Yes, your lender needs the original PDFs for their file. But if you also include a one-page spreadsheet that summarizes the key numbers across all your stubs — pay period, gross pay, net pay, YTD — your loan officer can verify everything at a glance instead of opening three separate files and cross-referencing manually.

It signals that you're organized. In a competitive market where multiple buyers are making offers, anything that makes the lender's job easier works in your favor. Faster verification means faster approval.

Converting your stubs to a spreadsheet takes a couple minutes with a tool like StubSheet. Upload each stub, download the data, and you've got a clean summary ready to attach alongside the original PDFs.

Mistakes that slow things down

Stubs from the wrong period. Your lender wants recent stubs. Something from four months ago won't work. Double-check the dates before sending.

Mixing up employers. If you changed jobs recently, that's fine — but don't send stubs from your old job without explaining the transition. Your lender will ask about it anyway, so get ahead of it.
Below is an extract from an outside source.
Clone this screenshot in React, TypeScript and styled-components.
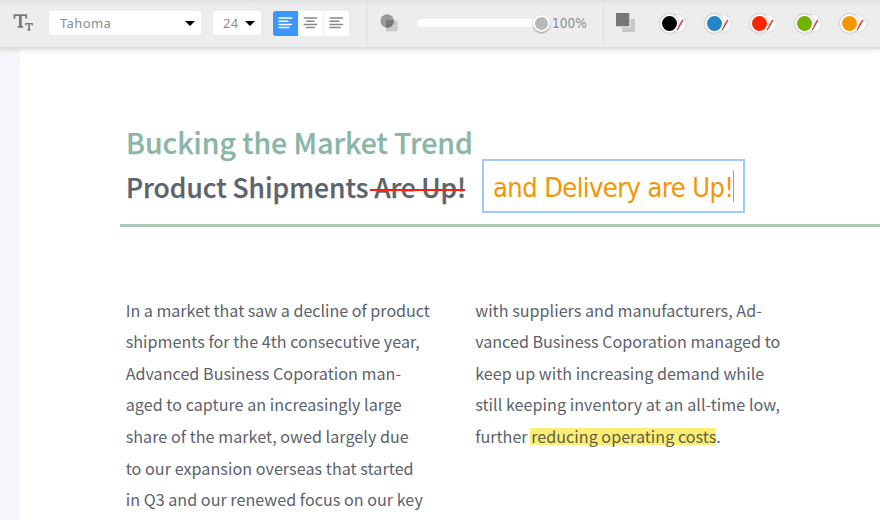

Redacting too much. Hiding your Social Security number is reasonable. Hiding the employer name, pay amounts, or dates defeats the purpose. I've seen people redact their gross pay "for privacy" and then wonder why the lender asked for unredacted versions.

Forgetting about variable income. If your stubs show wildly different amounts because of overtime, commissions, or bonuses, your lender may ask for a longer history — sometimes 6 to 12 months — to calculate an average. Better to have those stubs ready proactively.

For self-employed folks

Traditional pay stubs don't apply to you in the same way. Lenders will want tax returns, profit-and-loss statements, and possibly bank statements instead. Some self-employed borrowers create their own pay stubs to document owner draws — if that's you, having the data in spreadsheet format from the start makes the whole process smoother.

The short version

Download your recent stubs. Convert them to a spreadsheet so the numbers are easy to scan. Send both the original PDFs and the summary to your lender. It takes 10 minutes of prep and could shave days off your approval timeline.